--- Start Records for the exercise ---

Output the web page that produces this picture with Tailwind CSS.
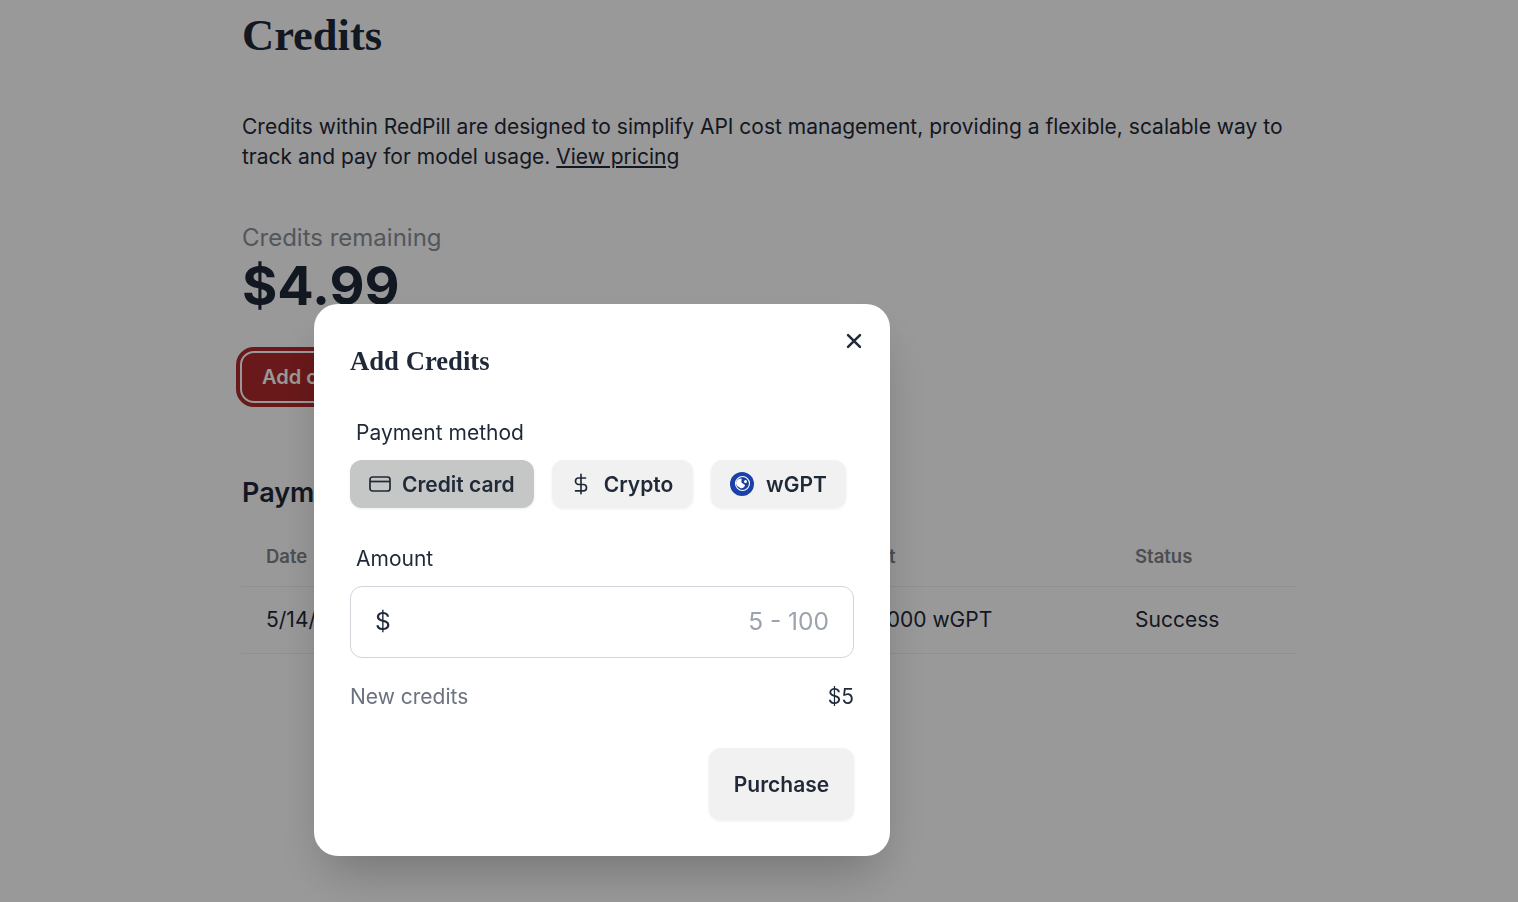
<!DOCTYPE html>
<html lang="en">
<head>
  <meta charset="UTF-8" />
  <title>Credits</title>
  <script src="https://cdn.jsdelivr.net/npm/@tailwindcss/browser@4"></script>
</head>
<body class="bg-white overflow-hidden h-[902px] font-['Inter',sans-serif] text-[#1f2937]">

  <!-- Page -->
  <main class="w-[1056px] ml-[241px] pt-[9px]">
    <h1 class="text-[44.5px] leading-[52px] font-bold text-[#1f2937] font-['Liberation_Serif',serif] pl-px">Credits</h1>
    <p class="mt-[51px] pl-px text-[21px] leading-[30px]">Credits within RedPill are designed to simplify API cost management, providing a flexible, scalable way to track and pay for model usage. <a href="#" class="underline">View pricing</a></p>

    <p class="mt-[50px] pl-px text-[24px] leading-[32px] text-[#8b909a]">Credits remaining</p>
    <p class="mt-[2px] pl-px text-[54px] leading-[60px] font-bold">$4.99</p>

    <div class="mt-[37px] pl-px">
      <button class="h-12 px-5 rounded-xl bg-[#b02a2a] text-white text-[20px] font-semibold ring-[2.5px] ring-white outline-4 outline-offset-[2.5px] outline-[#b02a2a]">Add credits</button>
    </div>

    <h2 class="mt-[74px] pl-px text-[27px] leading-[36px] font-semibold">Payment history</h2>

    <table class="mt-[16px] w-full text-left table-fixed">
      <thead>
        <tr class="border-b border-[#eeeeee] text-[18.5px] font-semibold text-[#7f838b]">
          <th class="pl-[25px] pt-[1px] h-[59px] w-[375px] font-semibold">Date</th>
          <th class="pt-[1px] h-[59px] w-[209px] font-semibold">Price</th>
          <th class="pt-[1px] h-[59px] w-[310px] font-semibold">Amount</th>
          <th class="pt-[1px] h-[59px] font-semibold">Status</th>
        </tr>
      </thead>
      <tbody>
        <tr class="border-b border-[#eeeeee] text-[21px]">
          <td class="pl-[25px] h-[67px]">5/14/2024</td>
          <td class="h-[67px]">$5</td>
          <td class="pl-[3px] h-[67px]">1,000,000 wGPT</td>
          <td class="h-[67px]">Success</td>
        </tr>
      </tbody>
    </table>
  </main>

  <!-- Overlay -->
  <div class="fixed inset-0 bg-black/40 pl-[314px] pt-[304px]">
    <div class="relative w-[576px] h-[552px] bg-white rounded-[24px] shadow-2xl px-9 pt-[39px]">
      <button class="absolute top-[26px] right-[25px] text-[#1f2937]">
        <svg class="w-[22px] h-[22px]" viewBox="0 0 24 24" fill="none" stroke="currentColor" stroke-width="2.7" stroke-linecap="round"><path d="M5.500 5.500l13 13M18.500 5.500l-13 13"/></svg>
      </button>
      <h3 class="text-[26.7px] leading-[36px] font-bold font-['Liberation_Serif',serif]">Add Credits</h3>

      <p class="mt-[39px] pl-1.5 text-[21px] leading-[30px]">Payment method</p>
      <div class="mt-3 flex gap-[18px]">
        <button class="h-12 w-[184px] pl-[18px] flex items-center gap-[10px] rounded-xl bg-[#c5c6c6] text-[21px] font-semibold shadow-[0_1px_3px_rgba(0,0,0,0.08)]">
          <svg class="w-6 h-6" viewBox="0 0 24 24" fill="none" stroke="currentColor" stroke-width="1.7"><rect x="2" y="5" width="20" height="14" rx="2.500"/><path d="M2 9.500h20"/></svg>
          <span class="pt-[2px]">Credit card</span>
        </button>
        <button class="h-12 w-[141px] pr-[2px] flex items-center justify-center gap-3 rounded-xl bg-[#f1f1f1] text-[21px] font-semibold shadow-[0_1px_3px_rgba(0,0,0,0.08)]">
          <svg class="w-[22px] h-[22px]" viewBox="0 0 24 24" fill="none" stroke="currentColor" stroke-width="1.8" stroke-linecap="round"><path d="M12 1.500v21M17 5.500H9.500a3.500 3.500 0 0 0 0 7h5a3.500 3.500 0 0 1 0 7H6"/></svg>
          <span class="pt-[2px]">Crypto</span>
        </button>
        <button class="h-12 w-[135px] flex items-center justify-center gap-3 rounded-xl bg-[#f1f1f1] text-[21px] font-semibold shadow-[0_1px_3px_rgba(0,0,0,0.08)]">
          <svg class="w-6 h-6" viewBox="0 0 24 24"><circle cx="12" cy="12" r="12" fill="#1a41a8"/><circle cx="12.500" cy="11.500" r="7" fill="none" stroke="#fff" stroke-width="1.100"/><path d="M6 11c.5-3 3.500-5 5.500-4.500 .5 1.500-.5 2.500 0 4 1.500 1.500 3 1.500 3.500 3-1 2.500-3 3-4.500 2.500C8 15 6 13 6 11z" fill="#fff"/><circle cx="15.500" cy="9.500" r="1.500" fill="#fff"/></svg>
          <span class="pt-[2px]">wGPT</span>
        </button>
      </div>

      <p class="mt-[36px] pl-1.5 text-[21px] leading-[30px]">Amount</p>
      <div class="mt-3 h-[72px] pb-[2px] flex items-center justify-between px-6 rounded-xl border border-[#d1d5db] text-[24.5px]">
        <span>$</span>
        <span class="text-[#9ca3af]">5 - 100</span>
      </div>

      <div class="mt-6 flex justify-between text-[21px] leading-[30px]">
        <span class="text-[#6b7280]">New credits</span>
        <span>$5</span>
      </div>

      <div class="mt-[36px] flex justify-end">
        <button class="h-[72px] w-[145px] pt-[2px] rounded-xl bg-[#f1f1f1] text-[21px] font-semibold shadow-[0_1px_3px_rgba(0,0,0,0.08)]">Purchase</button>
      </div>
    </div>
  </div>

</body>
</html>
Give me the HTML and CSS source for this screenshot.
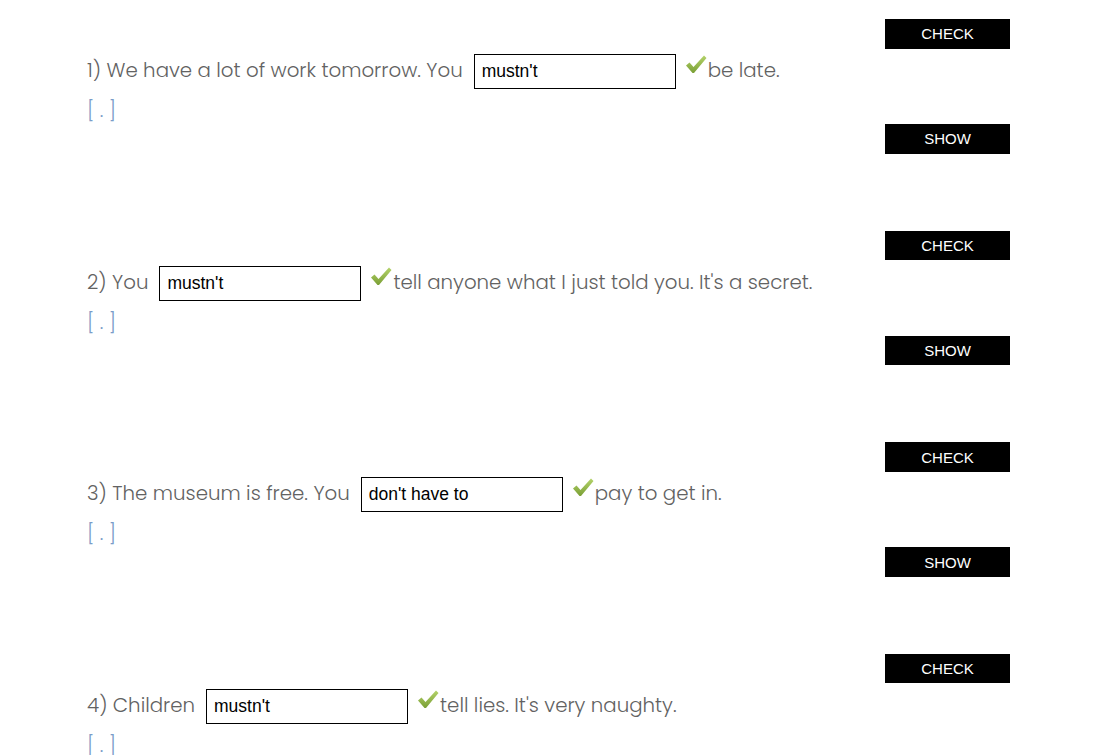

--- End Records for the exercise ---

Your task = Return the whole listing, word for word, and leave out every picture.

Exercise output =
Output the web page that produces this picture with Tailwind CSS.
<!DOCTYPE html>
<html lang="en">
<head>
  <meta charset="UTF-8" />
  <title>Credits</title>
  <script src="https://cdn.jsdelivr.net/npm/@tailwindcss/browser@4"></script>
</head>
<body class="bg-white overflow-hidden h-[902px] font-['Inter',sans-serif] text-[#1f2937]">

  <!-- Page -->
  <main class="w-[1056px] ml-[241px] pt-[9px]">
    <h1 class="text-[44.5px] leading-[52px] font-bold text-[#1f2937] font-['Liberation_Serif',serif] pl-px">Credits</h1>
    <p class="mt-[51px] pl-px text-[21px] leading-[30px]">Credits within RedPill are designed to simplify API cost management, providing a flexible, scalable way to track and pay for model usage. <a href="#" class="underline">View pricing</a></p>

    <p class="mt-[50px] pl-px text-[24px] leading-[32px] text-[#8b909a]">Credits remaining</p>
    <p class="mt-[2px] pl-px text-[54px] leading-[60px] font-bold">$4.99</p>

    <div class="mt-[37px] pl-px">
      <button class="h-12 px-5 rounded-xl bg-[#b02a2a] text-white text-[20px] font-semibold ring-[2.5px] ring-white outline-4 outline-offset-[2.5px] outline-[#b02a2a]">Add credits</button>
    </div>

    <h2 class="mt-[74px] pl-px text-[27px] leading-[36px] font-semibold">Payment history</h2>

    <table class="mt-[16px] w-full text-left table-fixed">
      <thead>
        <tr class="border-b border-[#eeeeee] text-[18.5px] font-semibold text-[#7f838b]">
          <th class="pl-[25px] pt-[1px] h-[59px] w-[375px] font-semibold">Date</th>
          <th class="pt-[1px] h-[59px] w-[209px] font-semibold">Price</th>
          <th class="pt-[1px] h-[59px] w-[310px] font-semibold">Amount</th>
          <th class="pt-[1px] h-[59px] font-semibold">Status</th>
        </tr>
      </thead>
      <tbody>
        <tr class="border-b border-[#eeeeee] text-[21px]">
          <td class="pl-[25px] h-[67px]">5/14/2024</td>
          <td class="h-[67px]">$5</td>
          <td class="pl-[3px] h-[67px]">1,000,000 wGPT</td>
          <td class="h-[67px]">Success</td>
        </tr>
      </tbody>
    </table>
  </main>

  <!-- Overlay -->
  <div class="fixed inset-0 bg-black/40 pl-[314px] pt-[304px]">
    <div class="relative w-[576px] h-[552px] bg-white rounded-[24px] shadow-2xl px-9 pt-[39px]">
      <button class="absolute top-[26px] right-[25px] text-[#1f2937]">
        <svg class="w-[22px] h-[22px]" viewBox="0 0 24 24" fill="none" stroke="currentColor" stroke-width="2.7" stroke-linecap="round"><path d="M5.500 5.500l13 13M18.500 5.500l-13 13"/></svg>
      </button>
      <h3 class="text-[26.7px] leading-[36px] font-bold font-['Liberation_Serif',serif]">Add Credits</h3>

      <p class="mt-[39px] pl-1.5 text-[21px] leading-[30px]">Payment method</p>
      <div class="mt-3 flex gap-[18px]">
        <button class="h-12 w-[184px] pl-[18px] flex items-center gap-[10px] rounded-xl bg-[#c5c6c6] text-[21px] font-semibold shadow-[0_1px_3px_rgba(0,0,0,0.08)]">
          <svg class="w-6 h-6" viewBox="0 0 24 24" fill="none" stroke="currentColor" stroke-width="1.7"><rect x="2" y="5" width="20" height="14" rx="2.500"/><path d="M2 9.500h20"/></svg>
          <span class="pt-[2px]">Credit card</span>
        </button>
        <button class="h-12 w-[141px] pr-[2px] flex items-center justify-center gap-3 rounded-xl bg-[#f1f1f1] text-[21px] font-semibold shadow-[0_1px_3px_rgba(0,0,0,0.08)]">
          <svg class="w-[22px] h-[22px]" viewBox="0 0 24 24" fill="none" stroke="currentColor" stroke-width="1.8" stroke-linecap="round"><path d="M12 1.500v21M17 5.500H9.500a3.500 3.500 0 0 0 0 7h5a3.500 3.500 0 0 1 0 7H6"/></svg>
          <span class="pt-[2px]">Crypto</span>
        </button>
        <button class="h-12 w-[135px] flex items-center justify-center gap-3 rounded-xl bg-[#f1f1f1] text-[21px] font-semibold shadow-[0_1px_3px_rgba(0,0,0,0.08)]">
          <svg class="w-6 h-6" viewBox="0 0 24 24"><circle cx="12" cy="12" r="12" fill="#1a41a8"/><circle cx="12.500" cy="11.500" r="7" fill="none" stroke="#fff" stroke-width="1.100"/><path d="M6 11c.5-3 3.500-5 5.500-4.500 .5 1.500-.5 2.500 0 4 1.500 1.500 3 1.500 3.500 3-1 2.500-3 3-4.500 2.500C8 15 6 13 6 11z" fill="#fff"/><circle cx="15.500" cy="9.500" r="1.500" fill="#fff"/></svg>
          <span class="pt-[2px]">wGPT</span>
        </button>
      </div>

      <p class="mt-[36px] pl-1.5 text-[21px] leading-[30px]">Amount</p>
      <div class="mt-3 h-[72px] pb-[2px] flex items-center justify-between px-6 rounded-xl border border-[#d1d5db] text-[24.5px]">
        <span>$</span>
        <span class="text-[#9ca3af]">5 - 100</span>
      </div>

      <div class="mt-6 flex justify-between text-[21px] leading-[30px]">
        <span class="text-[#6b7280]">New credits</span>
        <span>$5</span>
      </div>

      <div class="mt-[36px] flex justify-end">
        <button class="h-[72px] w-[145px] pt-[2px] rounded-xl bg-[#f1f1f1] text-[21px] font-semibold shadow-[0_1px_3px_rgba(0,0,0,0.08)]">Purchase</button>
      </div>
    </div>
  </div>

</body>
</html>
Give me the HTML and CSS source for this screenshot.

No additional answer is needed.